Exercise goal: Gather up the lines with the word "styles" in them.

Data:
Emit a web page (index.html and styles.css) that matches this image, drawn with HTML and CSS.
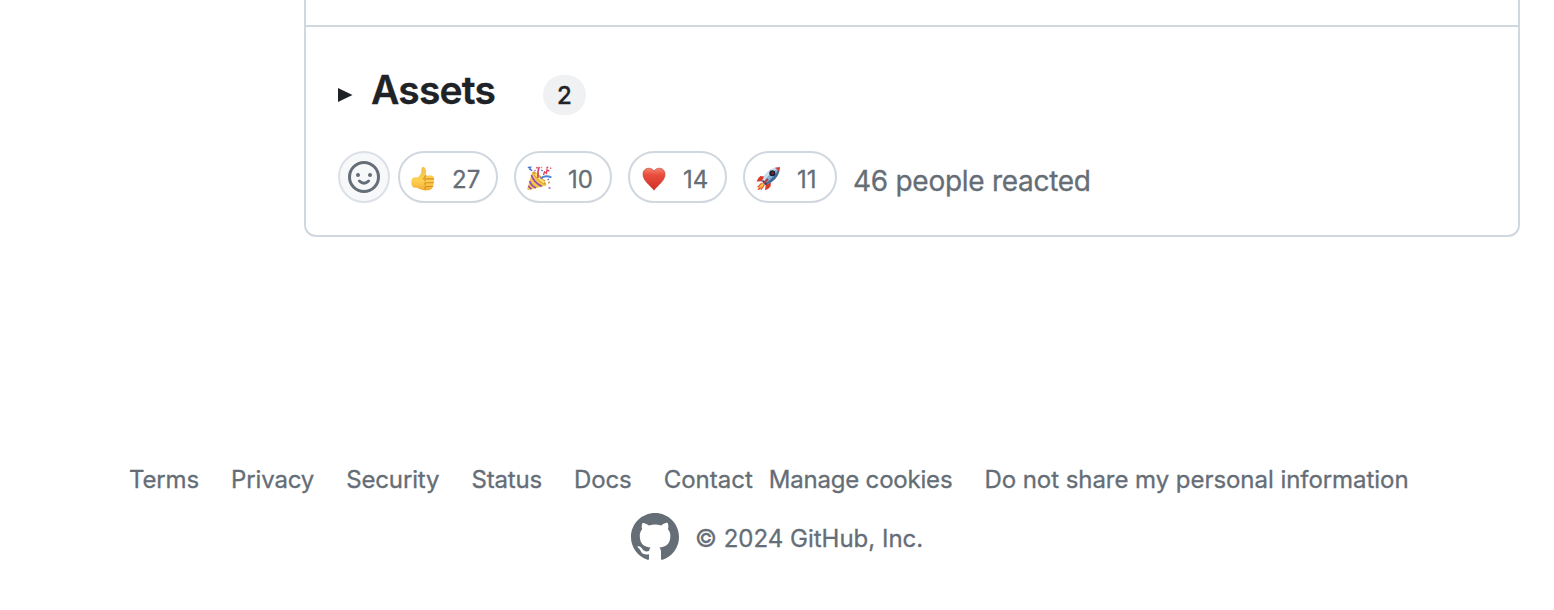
FILE: index.html
```html
<!DOCTYPE html>
<html lang="en">
<head>
<meta charset="utf-8">
<title>Release</title>
<link rel="stylesheet" href="styles.css">
</head>
<body>
<main class="release">
  <div class="release-body"></div>
  <section class="release-footer">
    <div class="assets">
      <svg class="marker" width="15" height="14" viewBox="0 0 15 14"><path d="M0 0v14l14.500-7z" fill="#1f2328"/></svg>
      <h3 class="assets-title">Assets</h3>
      <span class="counter">2</span>
    </div>
    <div class="reactions">
      <button class="add-reaction" aria-label="Add reaction">
        <svg width="32" height="32" viewBox="0 0 16 16" fill="#656d76"><path fill-rule="evenodd" d="M8 0a8 8 0 1 1 0 16A8 8 0 0 1 8 0ZM1.500 8a6.500 6.500 0 1 0 13 0 6.500 6.500 0 0 0-13 0Z"/><circle cx="5" cy="7" r="1"/><circle cx="11" cy="7" r="1"/><path d="M5.700 10Q8 12.200 10.300 10" fill="none" stroke="#656d76" stroke-width="1.450" stroke-linecap="round"/></svg>
      </button>
      <button class="reaction thumbs">
        <svg width="24" height="26" viewBox="0 0 24 26">
          <defs><linearGradient id="hand" x2="0" y2="1"><stop stop-color="#f5c04d"/><stop offset=".6" stop-color="#fed050"/><stop offset="1" stop-color="#efad35"/></linearGradient></defs>
          <path d="M.4 14.500Q.8 12 3 11.600L7 11.200C9 9.500 10.600 7.600 10.300 4.500C10 1.600 11.200.5 12.600 1C15.300 2 15.800 5.800 14.700 9.600H20.700Q23 10 22.700 12.500Q23.400 14.500 22.600 16.500Q22.900 19 21.700 20.200Q22 22.500 20 23.600Q17.500 25 11.500 24Q8 23.200 6 21.800L2.500 21.500Q0 20 .4 14.500Z" fill="url(#hand)"/>
          <path d="M14.700 9.600L12.500 13M22.700 12.900H15.300Q13 13 14.200 15M22.500 16.800H15Q13 17 14.200 18.800M21.800 20.500H15Q13.200 20.800 14.400 23.500" fill="none" stroke="#d98c25" stroke-width="1.100" stroke-linecap="round"/>
        </svg><span>27</span>
      </button>
      <button class="reaction party">
        <svg width="25" height="25" viewBox="0 0 25 25">
          <path d="M6.200 5.300Q15.500 9 19.200 18.500Q19.500 20.500 16.500 20.300L1.600 24Q-.1 24.300.4 22.300L5 6.500Z" fill="#f3c34b"/>
          <path d="M6.200 5.300Q15.500 9 19.200 18.500Q16 18.500 10.500 13.500Q5.800 9 6.200 5.300Z" fill="#d7962d"/>
          <path d="M8.500 7.500Q10.500 12 17.500 16.500" stroke="#f9df72" stroke-width="2.600" fill="none"/>
          <path d="M4.400 9Q6.500 16 14.700 20.500M2.600 15Q4 19.500 9 22M1.200 20L4.500 23.300" fill="none" stroke="#944bb4" stroke-width="1.600"/>
          <path d="M11 12Q10.500 5 12.300 1" fill="none" stroke="#d6436c" stroke-width="1.700"/>
          <path d="M13.500 12.500Q18 8.500 24.500 11.500" fill="none" stroke="#4c82df" stroke-width="1.900"/>
          <path d="M.8 1.500L3.700 1.200L2.800 3.200L5.200 4.700M14.200 4l1.600 1M20.500 14l1.500-1" fill="none" stroke="#4e78cc" stroke-width="1.400"/>
          <path d="M16.500 9L17.500 5.800L19.300 7.200L20 4L22.300 5M19.500 2.500L21 .7M23 1.800l1.300.7M9.200 1.500l1.500.5" fill="none" stroke="#df4560" stroke-width="1.400"/>
          <path d="M21 17l2-1M17 14l1 1M14 1l1 1" stroke="#dda042" stroke-width="1.600"/><path d="M21.500 21.500l2 1M7.500 4l1 1" stroke="#b86acb" stroke-width="1.600"/>
        </svg><span>10</span>
      </button>
      <button class="reaction heart">
        <svg width="24" height="24" viewBox="0 0 24 24"><defs><linearGradient id="heart" x2="0" y2="1"><stop stop-color="#f5866f"/><stop offset=".3" stop-color="#e94e3d"/><stop offset="1" stop-color="#d32f27"/></linearGradient></defs><path d="M12 4.300C10-.3 1-.1 1 7.300C1 14 8 18 12 23.200C16 18 23 14 23 7.300C23-.1 14-.3 12 4.300Z" fill="url(#heart)" stroke="#c4372d" stroke-width=".6"/></svg><span>14</span>
      </button>
      <button class="reaction rocket">
        <svg width="25" height="25" viewBox="0 0 25 25">
          <path d="M9 10.500L4.500 10Q1.500 12 .5 15.500L6.500 15.200ZM15 16.500L14.500 20.500Q12.500 23.300 9 24.300L9.800 18Z" fill="#dd3b29"/>
          <path d="M5.500 16.500L.5 21.500L3 21L1.500 24.300L4.800 23L5 24.500L9 19Z" fill="#f04c2d"/><path d="M6 17L2.500 21.500L4.500 21.200L4.500 23L8 19Z" fill="#fbc53d"/>
          <path d="M23.700 1Q13.500 1.800 8.700 9.600L5.600 15.500L9.200 19.100L15.300 16.300Q23.500 11 23.700 1Z" fill="#86b3d7"/>
          <path d="M23.700 1Q13.500 1.800 8.700 9.600L5.600 15.500L7 17Q12 8 23.700 1Z" fill="#cde0ef"/>
          <path d="M23.700 1Q23.500 11 15.300 16.300L9.200 19.100L8 17.900Q18 13 23.700 1Z" fill="#426996"/>
          <path d="M18.500 1.900Q22 2.500 23 6.400L23.700 1Z" fill="#d7392e"/><circle cx="16.300" cy="7.200" r="3" fill="#171d2c"/><circle cx="16.500" cy="7" r="1.500" fill="#7c2630"/>
          <path d="M6.400 14.500L10.500 18.500" stroke="#303d5a" stroke-width="1.500"/><path d="M7.500 17.400L12 13" stroke="#bd3634" stroke-width="2"/>
        </svg><span>11</span>
      </button>
      <span class="reacted">46 people reacted</span>
    </div>
  </section>
</main>
<footer class="footer">
  <nav class="links">
    <a>Terms</a><a>Privacy</a><a>Security</a><a>Status</a><a>Docs</a><a class="contact">Contact</a><a class="cookies">Manage cookies</a><a class="personal">Do not share my personal information</a>
  </nav>
  <div class="copyright">
    <svg width="48" height="48" viewBox="0 0 16 16" fill="#656d76"><path d="M8 0c4.420 0 8 3.580 8 8a8.013 8.013 0 0 1-5.450 7.590c-.400.080-.550-.170-.550-.380 0-.270.010-1.130.010-2.200 0-.750-.250-1.230-.540-1.480 1.780-.200 3.650-.880 3.650-3.950 0-.880-.310-1.590-.820-2.150.080-.200.360-1.020-.080-2.120 0 0-.670-.220-2.200.820-.640-.180-1.320-.270-2-.270-.680 0-1.360.090-2 .270-1.530-1.030-2.200-.820-2.200-.820-.440 1.100-.160 1.920-.080 2.120-.510.560-.820 1.280-.820 2.150 0 3.060 1.860 3.750 3.640 3.950-.230.200-.440.550-.510 1.070-.460.210-1.610.550-2.330-.660-.150-.240-.600-.830-1.230-.820-.670.010-.270.380.010.530.340.190.730.900.820 1.130.160.450.680 1.310 2.690.940 0 .670.010 1.300.010 1.490 0 .210-.150.450-.550.380A7.995 7.995 0 0 1 0 8c0-4.420 3.580-8 8-8Z"/></svg>
    <span>© 2024 GitHub, Inc.</span>
  </div>
</footer>
</body>
</html>
```
FILE: styles.css
```css
* { box-sizing: border-box; }
body { margin: 0; height: 610px; overflow: hidden; background: #fff; color: #656d76; font-family: Inter, sans-serif; font-size: 24px; -webkit-text-stroke: .3px currentColor; }
.release { width: 1216px; height: 237px; margin-left: 304px; border: 2px solid #d0d7de; border-top: 0; border-radius: 0 0 12px 12px; }
.release-body { height: 27px; border-bottom: 2px solid #d0d7de; }
.release-footer { padding: 43px 32px 0; }
.assets { display: flex; height: 48px; }
.marker { margin-top: 18px; }
.assets-title { margin: 0 0 0 18px; width: 172px; font-size: 39px; line-height: 40px; font-weight: 600; letter-spacing: -.8px; color: #1f2328; }
.counter { width: 43px; height: 40px; margin-top: 5px; border-radius: 20px; background: #eff1f3; color: #1f2328; text-align: center; font-weight: 500; line-height: 41px; }
.reactions { display: flex; margin-top: 33px; height: 52px; }
button { margin: 0; padding: 0; font: inherit; color: inherit; background: #fff; -webkit-text-stroke: inherit; }
.add-reaction { width: 52px; height: 52px; border: 2px solid #dce1e7; border-radius: 50%; background: #f6f8fa; display: flex; align-items: center; justify-content: center; margin-right: 8px; }
.reaction { display: flex; align-items: center; height: 52px; padding-left: 11px; border: 2px solid #d0d7de; border-radius: 26px; margin-right: 16px; }
.reaction svg { flex: none; margin-top: 3px; }
.reaction span { margin-left: 17px; padding-top: 5px; line-height: 30px; }
.thumbs { width: 100px; }
.party { width: 98px; }
.party span, .rocket span { margin-left: 16px; }
.heart { width: 99px; padding-left: 12px; }
.rocket { width: 94px; }
.reacted { font-size: 28px; line-height: 60px; letter-spacing: -.28px; white-space: nowrap; }
.footer { margin-top: 225px; }
.links { display: flex; height: 36px; padding-left: 129px; gap: 32px; line-height: 36px; letter-spacing: -.14px; white-space: nowrap; }
.contact { letter-spacing: 0; }
.cookies { margin-left: -16px; letter-spacing: -.2px; }
.personal { letter-spacing: -.05px; }
.copyright { display: flex; margin: 15px 0 0 631px; line-height: 52px; gap: 16px; white-space: nowrap; }
```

Reply to the task:
Emit a web page (index.html and styles.css) that matches this image, drawn with HTML and CSS.
<link rel="stylesheet" href="styles.css">
FILE: styles.css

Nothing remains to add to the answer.